Gates, Manafort's business partner who also was convicted of unrelated financial crimes in the Mueller investigation, said Judge Abrams' husband Greg Andres and his team seized both his passport and that of his wife (who wasn't accused of wrongdoing.)
"I wish I could tell you I am surprised by this revelation, but I am not," Gates told Just the News on Thursday night. "During the Mueller probe my passports were confiscated by Greg Andres with the Special Counsel's Office. My wife's passport was also confiscated, which I later learned was highly irregular and unethical.
"No doubt an attempt at intimidating our family," he added. "Many months after the final Mueller report was issued, the judge in my case ordered my passport to be returned. It took several weeks to find anyone that could help. Mueller's team had been disbanded by this point. In the end, I was informed that the passport was lost."
The questions surrounding Abrams' travel approvals are the second time her conduct in the Archer case has elicited scrutiny.
After Archer and two other defendants were convicted in the tribal securities fraud case, the judge vacated the conviction only for Archer.
A federal appeals court last year reinstated Archer's conviction, concluding Abrams should not have set aside the guilty verdict and rebuking the defendants for fleecing an Indian tribe out of as much as $60 million.

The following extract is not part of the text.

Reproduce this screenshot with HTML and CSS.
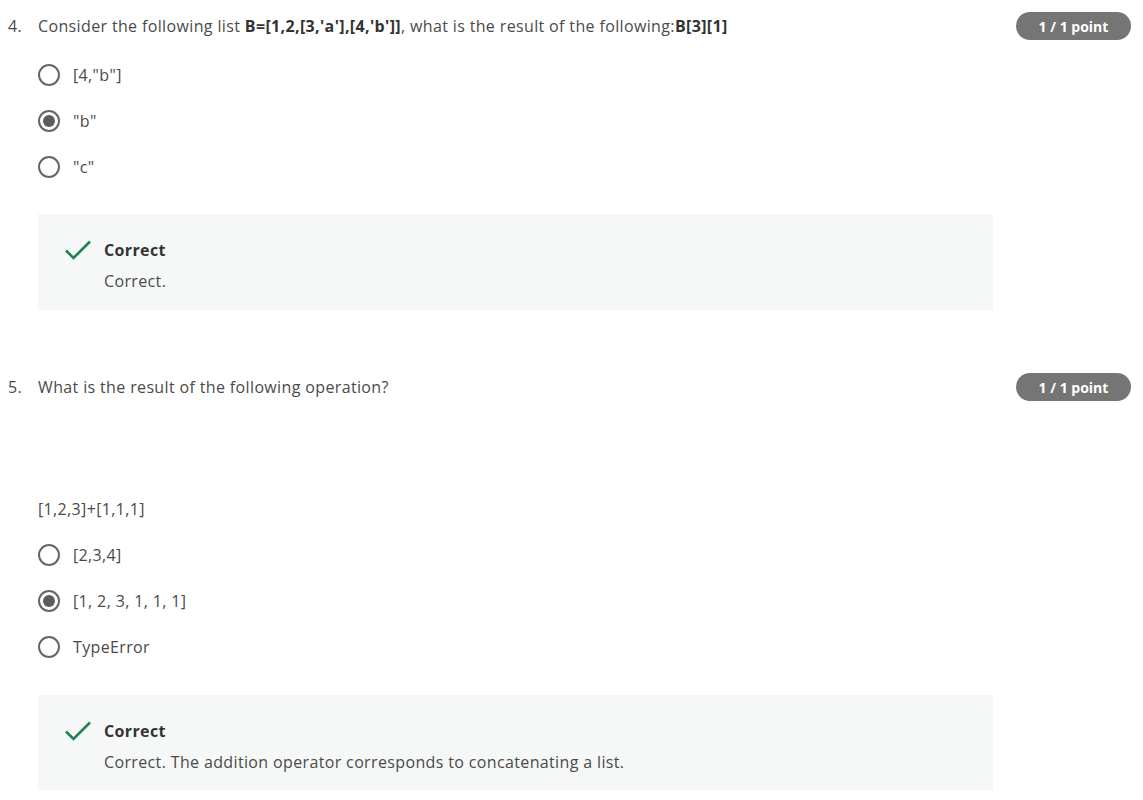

"The conspirators harmed not only the Wakpamni but also several investors upon whom they foisted the Wakpamni bonds — which had no secondary market — in order to generate cash for their own personal use," the appeals judges ruled.
"We are left with the unmistakable conclusion that the jury's verdict must be upheld," they added.
The Supreme Court agreed, refusing to overturn the appeals court.
Archer's sentencing has been delayed several times, but it's now slated for the end of this month.